Please, please do not present a sugarcoated pollianna front. This treatment is not fun, and that is what it is.

Discuss bad day options with your husband. The steroids can change your personality. Your husband can buffer some of this, and sounds like when he can, he will. But, have a game plan so there are no hard feelings. On bad days, it may just help everyone to get out and away from your husband. Go to a movie.

Your kids are old enough to understand a large part of what is going on. I would suggest the more they know, the better. It helps them to understand that, yes, while your husband at the time does in fact mean what he said, what he said and how he feels are affected by his treatment. Hopefully, the kids can learn not to personalize the hurt directed to them.

If you see despair in his face, just try holding him. No words are required, and crying with him is ok. It is tragic for everyone involved.

Find something you can work on as a family that is low-key. A puzzle or game. TV. My husband and I bird watch.

Hope this helps.

--jag

ChristyM
Posts: 38
Joined: Jun 2008

When I was going through my radiation and initial temodar session, I did have a very bad and directed negative and rude attitude with my sister. For some reason, she was the only one who I was upset with and was brutely honest with. As time went on with my treatments, it did pass. I also started to realize that I was doing it, and encouraged my husband and whoever else was around me to tell me when I was doing it. That is the tricky thing with the brain, I never realized what I was doing until I had already done it.
Things will get better, tell him to keep a positive attitude. He and yourself should surround yourselves with positive attitudes and keeping life as normal as possible (that is my opinion of course!). That combined with a good support group is the best. It is weird that you really dont realize how good it is to feel normal.
Check out the National Brain Tumor Foundation--there are a lot of good people on that site and message boards that will be able to help you both.
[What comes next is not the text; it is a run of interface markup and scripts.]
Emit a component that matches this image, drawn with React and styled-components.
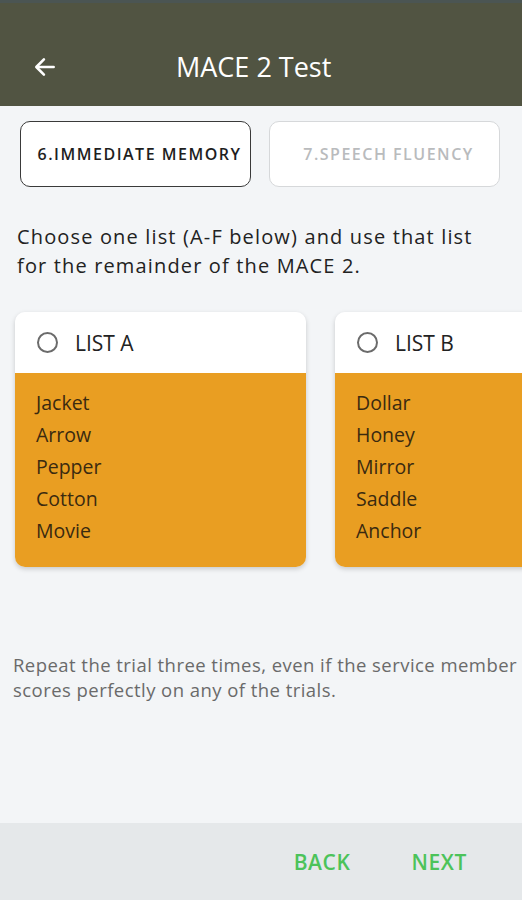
import React from 'react';
import styled, { createGlobalStyle } from 'styled-components';

const GlobalStyle = createGlobalStyle`
  html, body {
    margin: 0;
    padding: 0;
    background: #f3f5f7;
    font-family: "Open Sans", "Noto Sans", sans-serif;
  }
`;

const Screen = styled.div`
  width: 522px;
  height: 900px;
  display: flex;
  flex-direction: column;
  background: #f3f5f7;
  overflow: hidden;
`;

const StatusStrip = styled.div`
  height: 3px;
  background: #4b5553;
`;

const Header = styled.header`
  height: 103px;
  background: #515442;
  display: flex;
  align-items: flex-end;
  padding: 0 0 21px 32px;
  box-sizing: border-box;
  color: #fff;
`;

const Title = styled.h1`
  margin: 0 0 0 118px;
  font-size: 27px;
  font-weight: 400;
  line-height: 36px;
`;

const BackIcon = styled.svg`
  width: 26px;
  height: 26px;
  margin-bottom: 5px;
`;

const Tabs = styled.div`
  display: flex;
  gap: 18px;
  padding: 15px 0 0 20px;
`;

const Tab = styled.div`
  flex: 0 0 auto;
  width: 231px;
  height: 66px;
  box-sizing: border-box;
  padding-left: 8px;
  border: ${p => (p.$active ? '1.5px solid #3a3a3a' : '1.5px solid #d6d8da')};
  border-radius: 10px;
  background: #fff;
  display: flex;
  align-items: center;
  justify-content: center;
  font-size: 16px;
  font-weight: 600;
  letter-spacing: 1.5px;
  color: ${p => (p.$active ? '#1e1e1e' : '#b9bbbd')};
`;

const Instruction = styled.p`
  margin: 35px 0 0 17px;
  font-size: 20px;
  line-height: 29px;
  letter-spacing: 1.15px;
  color: #222;
`;

const CardRow = styled.div`
  display: flex;
  gap: 29px;
  padding: 32px 0 0 15px;
`;

const Card = styled.div`
  flex: 0 0 auto;
  width: 291px;
  height: 255px;
  border-radius: 10px;
  overflow: hidden;
  display: flex;
  flex-direction: column;
  box-shadow: 0 2px 5px rgba(0, 0, 0, 0.18);
`;

const CardHead = styled.div`
  height: 61px;
  background: #fff;
  display: flex;
  align-items: center;
  padding-left: 22px;
  gap: 17px;
  font-size: 21px;
  color: #222;
`;

const Radio = styled.span`
  width: 17px;
  height: 17px;
  border: 2px solid #6b6b6b;
  border-radius: 50%;
`;

const CardBody = styled.div`
  flex: 1;
  background: #e99e22;
  padding: 14px 0 0 21px;
`;

const Word = styled.div`
  font-size: 19.5px;
  line-height: 32px;
  color: #3a2a10;
`;

const Note = styled.p`
  margin: 85px 0 0 13px;
  font-size: 18.5px;
  line-height: 25px;
  letter-spacing: 0.45px;
  white-space: nowrap;
  color: #6a6a6a;
`;

const Footer = styled.footer`
  margin-top: auto;
  height: 77px;
  background: #e5e8ea;
  display: flex;
  align-items: center;
  justify-content: flex-end;
  gap: 61px;
  padding-right: 55px;
`;

const FooterButton = styled.button`
  border: none;
  background: none;
  padding: 0;
  font-family: inherit;
  font-size: 21px;
  font-weight: 600;
  letter-spacing: 0.6px;
  color: #4cc35a;
`;

const lists = [
  { name: 'LIST A', words: ['Jacket', 'Arrow', 'Pepper', 'Cotton', 'Movie'] },
  { name: 'LIST B', words: ['Dollar', 'Honey', 'Mirror', 'Saddle', 'Anchor'] },
];

export default function App() {
  return (
    <Screen>
      <GlobalStyle />
      <StatusStrip />
      <Header>
        <BackIcon viewBox="0 0 24 24" fill="none" stroke="#fff" strokeWidth="2.4" strokeLinecap="round" strokeLinejoin="round">
          <path d="M20 12H5" />
          <path d="M11 5l-7 7 7 7" />
        </BackIcon>
        <Title>MACE 2 Test</Title>
      </Header>
      <Tabs>
        <Tab $active>6.IMMEDIATE MEMORY</Tab>
        <Tab>7.SPEECH FLUENCY</Tab>
      </Tabs>
      <Instruction>
        Choose one list (A-F below) and use that list
        <br />
        for the remainder of the MACE 2.
      </Instruction>
      <CardRow>
        {lists.map(l => (
          <Card key={l.name}>
            <CardHead>
              <Radio />
              {l.name}
            </CardHead>
            <CardBody>
              {l.words.map(w => (
                <Word key={w}>{w}</Word>
              ))}
            </CardBody>
          </Card>
        ))}
      </CardRow>
      <Note>
        Repeat the trial three times, even if the service member
        <br />
        scores perfectly on any of the trials.
      </Note>
      <Footer>
        <FooterButton>BACK</FooterButton>
        <FooterButton>NEXT</FooterButton>
      </Footer>
    </Screen>
  );
}
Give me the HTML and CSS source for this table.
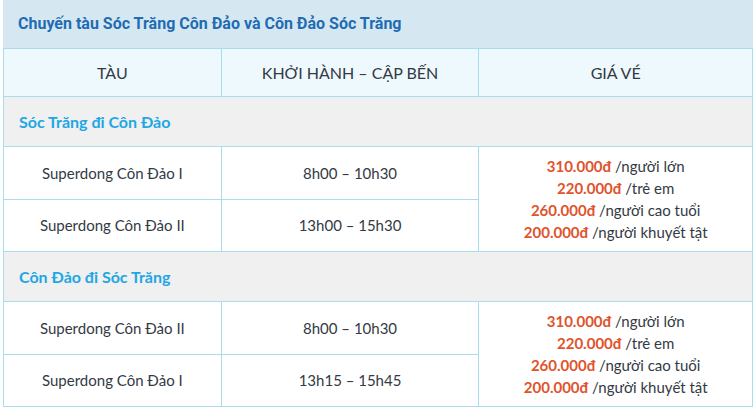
FILE: index.html
```html
<!DOCTYPE html>
<html lang="vi">
<head>
<meta charset="utf-8">
<title>Chuyến tàu Sóc Trăng Côn Đảo</title>
<link rel="stylesheet" href="styles.css">
</head>
<body>
<div class="wrap">
  <div class="title">Chuyến tàu Sóc Trăng Côn Đảo và Côn Đảo Sóc Trăng</div>
  <table class="schedule">
    <colgroup>
      <col class="c1"><col class="c2"><col class="c3">
    </colgroup>
    <thead>
      <tr class="head">
        <th>TÀU</th>
        <th>KHỞI HÀNH – CẬP BẾN</th>
        <th>GIÁ VÉ</th>
      </tr>
    </thead>
    <tbody>
      <tr class="section"><td colspan="3">Sóc Trăng đi Côn Đảo</td></tr>
      <tr class="row">
        <td>Superdong Côn Đảo I</td>
        <td>8h00 – 10h30</td>
        <td rowspan="2" class="price">
          <div><span class="amt">310.000đ</span> /người lớn</div>
          <div><span class="amt">220.000đ</span> /trẻ em</div>
          <div><span class="amt">260.000đ</span> /người cao tuổi</div>
          <div><span class="amt">200.000đ</span> /người khuyết tật</div>
        </td>
      </tr>
      <tr class="row">
        <td>Superdong Côn Đảo II</td>
        <td>13h00 – 15h30</td>
      </tr>
      <tr class="section"><td colspan="3">Côn Đảo đi Sóc Trăng</td></tr>
      <tr class="row">
        <td>Superdong Côn Đảo II</td>
        <td>8h00 – 10h30</td>
        <td rowspan="2" class="price">
          <div><span class="amt">310.000đ</span> /người lớn</div>
          <div><span class="amt">220.000đ</span> /trẻ em</div>
          <div><span class="amt">260.000đ</span> /người cao tuổi</div>
          <div><span class="amt">200.000đ</span> /người khuyết tật</div>
        </td>
      </tr>
      <tr class="row">
        <td>Superdong Côn Đảo I</td>
        <td>13h15 – 15h45</td>
      </tr>
    </tbody>
  </table>
</div>
</body>
</html>
```

FILE: styles.css
```css
html, body {
  margin: 0;
  padding: 0;
  background: #ffffff;
}

.wrap {
  width: 750px;
  margin-left: 3px;
}

.title {
  background: #d5e8f2;
  color: #1f6cb2;
  font-family: Roboto, "Liberation Sans", sans-serif;
  font-weight: 700;
  font-size: 16px;
  height: 48px;
  line-height: 47px;
  padding-left: 15px;
  box-sizing: border-box;
}

.schedule {
  width: 750px;
  border-collapse: collapse;
  font-family: Lato, "Open Sans", sans-serif;
  color: #333a44;
  font-size: 15px;
}

.c1 { width: 218px; }
.c2 { width: 258px; }
.c3 { width: 274px; }

.schedule th,
.schedule td {
  border: 1px solid #a8dcef;
  padding: 0;
}

.head th {
  background: #eef9fe;
  font-weight: 400;
  font-size: 16px;
  height: 47px;
  text-align: center;
  color: #333a44;
}

.section td {
  background: #f0f0f0;
  color: #1ea7e4;
  font-weight: 700;
  font-size: 16px;
  height: 49px;
  padding-left: 15px;
  text-align: left;
}

.row td {
  text-align: center;
  height: 51px;
}

.row td.price {
  line-height: 22px;
  padding: 8px 0;
}

.amt {
  color: #e0532b;
  font-weight: 700;
}
```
Fact is, I have not been to a "live" support group until this last month, but have been doing great (I was diagnosed in May) thanks to the NBTF website. Keeping around the positive and determined attitudes helps a lot. I would reccommend staying away from those who make you feel that things are negative.

narthur
Posts: 7
Joined: Aug 2008

i had a tumor around the frontal lobe of my brain. after surgery and during the radiation, i noticed that i had out burst, after saying them, i knew it was wrong and aplogized. i asked the dr. about it, he said that the part of my brain that was irritated by the surgery and radiation made me not have a filter. and being tired doesn't help matters...don't worry, it gets better!! i surround myself with people that are layed back and relaxed. Hyper people wore me out. i was very fustrated at the begining because a lot is going on and youre not in control of it. i wish the best of luck to you. stay positive! make every obstacle an opportunity!